Die klare Siegerliste dieses Tages liest sich wie ein feuchter Traum für Freunde gepflegter Härte: King Diamond mit einem der besten Gigs der letzten Jahre – the King is still very much alive –, Heaven Shall Burn, die mit Britta am Mikro ein wahres Statement setzten, Sodom, die einmal mehr bewiesen, dass Ruhrpott-Thrash niemals alt wird, Warkings, deren Siegeszug kaum noch aufzuhalten scheint, und The New Roses, die mit neuer Bühnenaufstellung und altem Charme das Infield zum Kochen brachten.

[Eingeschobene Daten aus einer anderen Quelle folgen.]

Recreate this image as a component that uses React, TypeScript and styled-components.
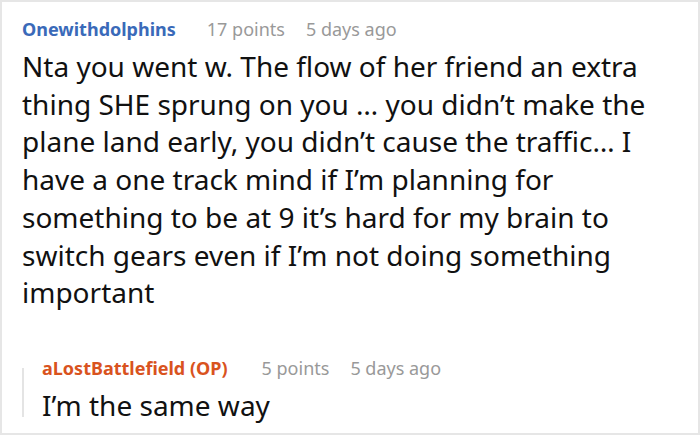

Neben all dem Lärm gab’s auch die leisen Highlights: tolle Gespräche, alte Freunde und neue Bekanntschaften, viel Gelächter, ein bisschen Sonnenbrand und einfach diese besondere Magie, die nur ein Festival wie das Rock Harz versprühen kann.
Und während man sich langsam die Staubschicht aus der Nase pustet und den Magen mit einem Mitternachtssnack (Spoiler: kein Pulled Pork mehr da…) beruhigt, wächst sie bereits, diese kindliche Euphorie: Tag 3 naht – und er hat noch einmal ordentlich was im Tank!